Kim Coates and friend, William Fichtner on the set of their new drama, COLD BROOK

We got to sit down with Kim to talk about his acting process, Sons of Anarchy, and whether he will ever return as Tig in Mayans MC. But first, here are Kim Coates’ three keys for aspiring actors. 

  • Be a big fish in a small pond. Instead of trying his luck in majorly competitive cities like L.A. & New York, Kim started out his acting career with regional theater and was able to consistently get big roles which gave him the opportunity to hone his acting skills. With regional theatre, he had a steady stream of leads for years in plays all over the U.S. & Canada. Eventually, big agents began to take notice and he found his way to Hollywood. The fishing is always best where the fewest go. The opportunities to develop as an actor are bigger and better in less competitive areas. Explore regional theatre, and look for opportunities to hone your craft with roles that are more demanding and offer better visibility. Kim also stressed that this is a gradual process, and that actors should not be in a rush. So, if you’re an actor, take the time it takes to become great; uncover hidden opportunities, and the right people will eventually take notice.
  • Read everything. Kim is a prolific reader and discussed the responsibility actors have to know as much as they can about acting, art and humanity so they can bring all of that knowledge to their roles and their careers. Immersing yourself in poetry, plays, art, and literature allows you to internalize drama, nuance, and storytelling–all of which tremendously serves your acting. Kim specifically recommended the works of Uta Hagen, Ian Esko, Tennessee Williams, and the Marlon Brando biographies.  
  • Acting is listening. Kim mentioned how often the term “method acting” is tossed around and how so few people really understand what it means. To him, the real key to acting is being present in the moment (on screen or on stage) and constantly reacting to everything as the scene unfolds in real time. He went on to say: “The camera picks up everything; there’s no acting allowed.” He also quoted Francis Ford Coppola who said: “Learn the lines so well that you can forget them,” indicating the importance of internalizing your lines beyond memorization, to the point where you can deliver a performance while being truly present in the scene.   

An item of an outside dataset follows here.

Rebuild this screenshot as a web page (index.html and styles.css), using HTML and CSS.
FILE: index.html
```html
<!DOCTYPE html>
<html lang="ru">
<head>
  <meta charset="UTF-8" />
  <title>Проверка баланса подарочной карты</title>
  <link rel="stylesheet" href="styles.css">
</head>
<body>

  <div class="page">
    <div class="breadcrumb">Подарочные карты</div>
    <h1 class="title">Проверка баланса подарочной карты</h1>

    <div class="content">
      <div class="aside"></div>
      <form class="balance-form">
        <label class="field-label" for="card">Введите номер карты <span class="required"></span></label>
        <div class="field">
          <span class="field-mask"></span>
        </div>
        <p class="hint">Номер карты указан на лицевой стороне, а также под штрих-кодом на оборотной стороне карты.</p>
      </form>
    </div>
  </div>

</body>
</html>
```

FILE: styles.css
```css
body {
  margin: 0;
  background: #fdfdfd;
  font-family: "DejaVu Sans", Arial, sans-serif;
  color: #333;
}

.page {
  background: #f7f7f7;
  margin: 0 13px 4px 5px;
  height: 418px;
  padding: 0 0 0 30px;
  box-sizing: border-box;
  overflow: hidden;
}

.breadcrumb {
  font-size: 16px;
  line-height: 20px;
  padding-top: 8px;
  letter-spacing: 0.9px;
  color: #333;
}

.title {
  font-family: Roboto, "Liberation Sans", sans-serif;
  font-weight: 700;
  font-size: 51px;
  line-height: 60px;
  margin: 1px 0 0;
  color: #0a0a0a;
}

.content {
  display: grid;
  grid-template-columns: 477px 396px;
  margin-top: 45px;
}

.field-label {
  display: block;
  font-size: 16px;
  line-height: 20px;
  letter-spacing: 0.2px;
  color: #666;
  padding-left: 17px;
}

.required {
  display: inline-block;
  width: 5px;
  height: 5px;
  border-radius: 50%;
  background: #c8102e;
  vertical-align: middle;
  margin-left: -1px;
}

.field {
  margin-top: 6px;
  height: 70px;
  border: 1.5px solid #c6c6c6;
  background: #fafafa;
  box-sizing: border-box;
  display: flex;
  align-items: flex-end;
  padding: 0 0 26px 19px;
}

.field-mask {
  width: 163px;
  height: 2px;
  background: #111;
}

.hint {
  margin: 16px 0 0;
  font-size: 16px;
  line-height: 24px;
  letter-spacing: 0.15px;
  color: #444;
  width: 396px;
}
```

Dread Central: Kim Coates, it’s great to see you!

Kim Coates: Nick, it’s great to be seen, and you’re almost as good looking as me. 

DC: That’s the best compliment I’ve gotten all day. So, you’ve been a pretty busy guy lately.

KC: Yeah, it’s a pretty incredible time.  Sons of Anarchy ended in 2014.  It was seven years of motorcycle riding, writing, acting, producing–millions of fans around the world, and I’ll never forget it. That said, it was time to get back to movies full-time. And so that’s what I did, and that’s what I’ve been doing. I did a mini-series along the way called Godless.

DC: Big fan, by the way. You felt very well placed in a western.

KC: Thanks. Yeah, it was pretty impressive to be a part of that. It was a monster $120 million shoot. Massive ratings, massive reviews, and to be part of that was so special for me. 

DC: Tell me about Jerusalem.  This was your first time returning to the stage in decades, and you starred alongside your daughter.  

KC: It was time for me to go back to the stage after Sons of Anarchy, and so I told all my people to start looking for a play. The stage is where it all started for me. I was the youngest Macbeth ever at Stratford in Ontario in 1986. I was twenty-six at the time, and went right to Broadway.  I did Streetcar Named Desire on Broadway (took over for Aidan Quinn) and Dracula in Atlanta at the Alliance Theater. On Dracula I averaged between five and ten phone numbers a night, for sure.

DC: Well done.

KC: Thank you. But it was time to go back to the stage, and Jerusalem was thrown at me. And I said “no” right away; it was too crazy for me. I didn’t understand the dialogue, really. It’s from Pusey, about an hour west of London. Then I gave it to my daughter Brianna, and she said, “Dad, if you don’t do this play, it’ll be the biggest mistake you ever made.” 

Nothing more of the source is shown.